28.08.2007, 18:18 12

The slower growth rate witnessed by euro zone states this year could have negative effects on Romania's economic growth.
In recent years, statistical data has revealed a significant connection between the economic growth rates registered in euro zone states and those in Romania. In 2006, when euro zone states (Europe's most economically developed) enjoyed the best growth period of the past 5 or 6 years, the effects were also felt in Romania, which had a year of economic growth way above expectations.
While the euro zone economy accelerated last year by 2.5%-3% and faster, Romania's economy registered a 7.7% growth rate, against official estimates at the start of the year that indicated a 6% rate.
"Euro zone growth is of great importance to Romania's economic evolution," says Dragos Cabat, vice-president with the Association of Financial Analysts. Romania exports approximately 70% of its commodities to euro zone states and imports 70% of commodities from the same area. A slower euro zone economy means less potential for the export of Romanian products and implicitly a slowdown in Romanian production, explain analysts.
A survey conducted by ZF among 15 specialists and officials indicates an average estimate of 6.05% for H1 economic growth in Romania.
In their findings, the 15 specialists estimate the economy advanced by around 6.1% in the second quarter, slightly above the 6% rate registered in the first quarter.
The estimates made by the survey's analysts in relation to first-half growth fluctuated between 5.5% (Florian Libocor, a financial analyst with BRD-SocGen) and 6.6% (Ciprian Dascalu, a senior economist with ING Bank Romania).
Analysts are therefore more pessimistic than in the previous survey conducted in the first quarter, when they indicated an average growth rate of 6.6%, followed by the National Statistics Institute (INS) communicating a GDP growth rate of only 6%.
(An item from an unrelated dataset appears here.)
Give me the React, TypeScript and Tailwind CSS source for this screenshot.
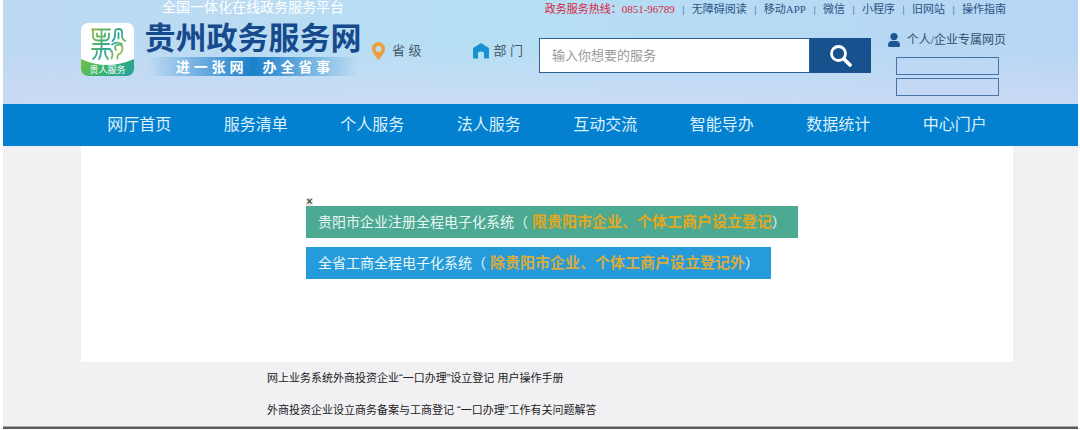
import React from 'react';

const topLinks = ['无障碍阅读', '移动APP', '微信', '小程序', '旧网站', '操作指南'];

const navItems = [
  '网厅首页',
  '服务清单',
  '个人服务',
  '法人服务',
  '互动交流',
  '智能导办',
  '数据统计',
  '中心门户',
];

const guides = [
  '网上业务系统外商投资企业“一口办理”设立登记 用户操作手册',
  '外商投资企业设立商务备案与工商登记 “一口办理”工作有关问题解答',
];

const Logo = () => (
  <svg viewBox="0 0 53 53" className="h-[53px] w-[53px] shrink-0" role="img" aria-label="贵人服务">
    <defs>
      <linearGradient id="logoBase" x1="0" y1="0" x2="1" y2="0.3">
        <stop offset="0" stopColor="#79c143" />
        <stop offset="0.5" stopColor="#3fb56c" />
        <stop offset="1" stopColor="#27a890" />
      </linearGradient>
      <linearGradient id="logoStroke" gradientUnits="userSpaceOnUse" x1="8" y1="6" x2="46" y2="36">
        <stop offset="0" stopColor="#b3b93c" />
        <stop offset="0.3" stopColor="#55b46a" />
        <stop offset="0.55" stopColor="#2fa7a0" />
        <stop offset="0.8" stopColor="#8fbf45" />
        <stop offset="1" stopColor="#4fb36b" />
      </linearGradient>
      <clipPath id="logoClip">
        <rect width="53" height="53" rx="7" />
      </clipPath>
    </defs>
    <g clipPath="url(#logoClip)">
      <rect width="53" height="53" fill="#fff" />
      <path d="M0 36Q26 48 53 36V53H0Z" fill="url(#logoBase)" />
      <g fill="none" stroke="url(#logoStroke)" strokeWidth="1.8" strokeLinecap="round" strokeLinejoin="round">
        <path d="M11 6.500H29" />
        <path d="M12 6.500V13Q12 17.500 17 17.500H24Q28 17.500 28 13V10.500" />
        <path d="M16 10.500V13.500H19M24 10.500V13.500H22" />
        <path d="M20.500 6.500V28" />
        <path d="M12 21H28M11 26H29" />
        <path d="M16 28Q16 33 12 36M20 28Q20 33 18 36M24 28Q24 33 27 36" />
        <path d="M31.500 18Q34 16 34 12V9Q34 6 37.500 6Q41 6 41 9V12Q41 17 44.500 18" />
        <path d="M37.500 10V15.500M31 21.500Q36 18 41 21" />
        <path d="M35 27Q32.500 23.500 36 22Q42 20.500 41.500 26Q41 30 37.500 31.500Q36 33 36.500 35.500" />
        <path d="M29.500 27Q33 30 30.500 35.500" />
      </g>
    </g>
    <text x="26.500" y="49.500" textAnchor="middle" fontSize="9" fill="#fff" fontFamily="'Liberation Sans','Noto Sans CJK SC',sans-serif">
      贵人服务
    </text>
  </svg>
);

const PinIcon = () => (
  <svg viewBox="0 0 13 18" className="h-[18px] w-[13px]" aria-hidden="true">
    <path
      fillRule="evenodd"
      fill="#ee9e3c"
      d="M6.500 0A6.500 6.500 0 0 1 13 6.700C13 10.500 10 13 8.200 16.200L6.500 18L4.800 16.200C3 13 0 10.500 0 6.700A6.500 6.500 0 0 1 6.500 0ZM6.500 4A3 3 0 1 0 6.500 10A3 3 0 1 0 6.500 4Z"
    />
  </svg>
);

const HouseIcon = () => (
  <svg viewBox="0 0 16 16" className="h-4 w-4" aria-hidden="true">
    <path
      fill="#1792d0"
      d="M8 0L15.500 4.800Q16 5.200 16 6V15.500H11V10.500Q11 8.500 8 8.500Q5 8.500 5 10.500V15.500H0V6Q0 5.200 0.500 4.800Z"
    />
  </svg>
);

const UserIcon = () => (
  <svg viewBox="0 0 12 14" className="h-[14px] w-3" aria-hidden="true">
    <circle cx="6" cy="3.600" r="3.600" fill="#1d5591" />
    <path fill="#1d5591" d="M0 12.500Q0 8 3.500 8H8.500Q12 8 12 12.500Q12 14 10.500 14H1.500Q0 14 0 12.500Z" />
  </svg>
);

const SearchIcon = () => (
  <svg viewBox="0 0 22 22" className="h-[22px] w-[22px]" fill="none" stroke="#fff" aria-hidden="true">
    <circle cx="8.500" cy="8.500" r="7" strokeWidth="2.800" />
    <path d="M14 14L20 20" strokeWidth="3.800" strokeLinecap="round" />
  </svg>
);

const Header = () => (
  <header className="flex bg-[linear-gradient(to_bottom,transparent_45%,#d2dbf5b0),linear-gradient(to_right,#bdd8f2,#b6dff4_45%,#b7d5f4)] pl-[78px] pr-[72px]">
    <div className="flex pt-[23px]">
      <Logo />
    </div>
    <div className="ml-[10px] w-[218px] shrink-0">
      <p className="text-center text-sm leading-[14px] text-white">全国一体化在线政务服务平台</p>
      <h1 className="mt-[7px] whitespace-nowrap text-center text-[31px] font-bold leading-9 text-[#174a8c]">贵州政务服务网</h1>
      <p className="flex h-[19px] items-center justify-center gap-[19px] bg-linear-to-r from-transparent from-2% via-[#1a80cb] via-50% to-transparent to-98% text-sm font-bold leading-none text-white">
        <span>进 一 张 网</span>
        <span>办 全 省 事</span>
      </p>
    </div>

    <div className="ml-[10px] mt-[43px] flex h-4 flex-1 items-center justify-between pr-4 text-[13px] text-[#47596b]">
      <a href="#province" className="flex items-center gap-[7px]">
        <PinIcon />
        省 级
      </a>
      <a href="#department" className="flex items-center gap-1">
        <HouseIcon />
        部 门
      </a>
    </div>

    <div className="w-[467px] shrink-0">
      <div className="flex h-[18px] items-center justify-end font-['Liberation_Serif','Noto_Sans_CJK_SC',serif] text-[11px] text-[#2a5583]">
        <span className="text-[#d7263f]">政务服务热线：0851-96789</span>
        {topLinks.map((link) => (
          <React.Fragment key={link}>
            <span className="w-[17px] text-center">|</span>
            <a href="#top">{link}</a>
          </React.Fragment>
        ))}
      </div>

      <div className="flex justify-between">
        <form className="mt-5 flex h-[35px] w-[332px]" onSubmit={(e) => e.preventDefault()}>
          <input
            type="text"
            aria-label="搜索服务"
            placeholder="输入你想要的服务"
            className="min-w-0 flex-1 border border-[#2d5f94] bg-white px-3 text-[13px] placeholder:text-[#999]"
          />
          <button type="submit" aria-label="搜索" className="flex w-[61px] items-center justify-center bg-[#17528f]">
            <SearchIcon />
          </button>
        </form>

        <div className="mt-3 pb-2">
          <a
            href="#account"
            className="flex h-5 items-center gap-[7px] font-['Liberation_Serif','Noto_Sans_CJK_SC',serif] text-xs text-[#36516e]"
          >
            <UserIcon />
            个人/企业专属网页
          </a>
          <div className="ml-2 mt-[7px] flex flex-col gap-[3px]">
            <button type="button" aria-label="个人登录" className="h-[18px] w-[103px] border border-[#4672aa]" />
            <button type="button" aria-label="企业登录" className="h-[18px] w-[103px] border border-[#4672aa]" />
          </div>
        </div>
      </div>
    </div>
  </header>
);

const Navigation = () => (
  <nav className="grid h-[42px] grid-cols-8 items-center bg-[#0480d1] pl-[78px] pr-[65px] text-center text-base text-[#dcf1fb]">
    {navItems.map((item) => (
      <a key={item} href="#nav">
        {item}
      </a>
    ))}
  </nav>
);

const App = () => {
  return (
    <div className="bg-white pl-[3px] pr-[2px] font-['Liberation_Sans','Noto_Sans_CJK_SC',sans-serif]">
      <Header />
      <Navigation />

      <main className="bg-[#f1f0f3]">
        <section className="ml-[78px] mr-[65px] flex flex-col items-start bg-white pb-[83px] pl-[225px] pt-[52px] text-sm text-[#e9f7f5]">
          <button type="button" aria-label="关闭" className="flex h-2 w-[7px] items-center justify-center bg-[#eee6dc] text-[10px] font-bold leading-none text-[#444]">
            ×
          </button>
          <a href="#guiyang" className="flex h-8 items-center bg-[#4ca992] px-3">
            <span>贵阳市企业注册全程电子化系统（</span>
            <strong className="ml-1 text-[15px] text-[#e2a820]">限贵阳市企业、个体工商户设立登记</strong>
            <span>）</span>
          </a>
          <a href="#guizhou" className="mt-[9px] flex h-8 items-center bg-[#259bdc] px-3">
            <span>全省工商全程电子化系统（</span>
            <strong className="ml-1 text-[15px] text-[#d9ac3c]">除贵阳市企业、个体工商户设立登记外</strong>
            <span>）</span>
          </a>
        </section>

        <ul className="flex flex-col gap-4 pb-2 pl-[264px] pt-2 text-[11px] leading-4 text-[#222]">
          {guides.map((guide) => (
            <li key={guide}>
              <a href="#guide">{guide}</a>
            </li>
          ))}
        </ul>
      </main>
      <div className="h-[3px] border-t border-[#aaa] bg-[#5b595c]" />
    </div>
  );
};

export default App;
"We expect data published by INS for Q2 to show smaller increases of added value in industry, services and agriculture against Q1. Both industrial output and turnover for market services provided to the population witnessed a slower growth in Q2 against Q1. Higher contributions in Q2 should come from the constructions industry and net product taxes," explains Ionut Dumitru, head of Raiffeisen Bank's Romanian research department.
The least optimistic analyst in the survey, Florian Libocor, estimates that despite the economic slowdown: "the main catalyst remains final consumption amid falling exports".
The biggest problem for the economy, believes Fabio Mucci, an economist with UniCredit Tiriac, is the widening gap between imports and exports.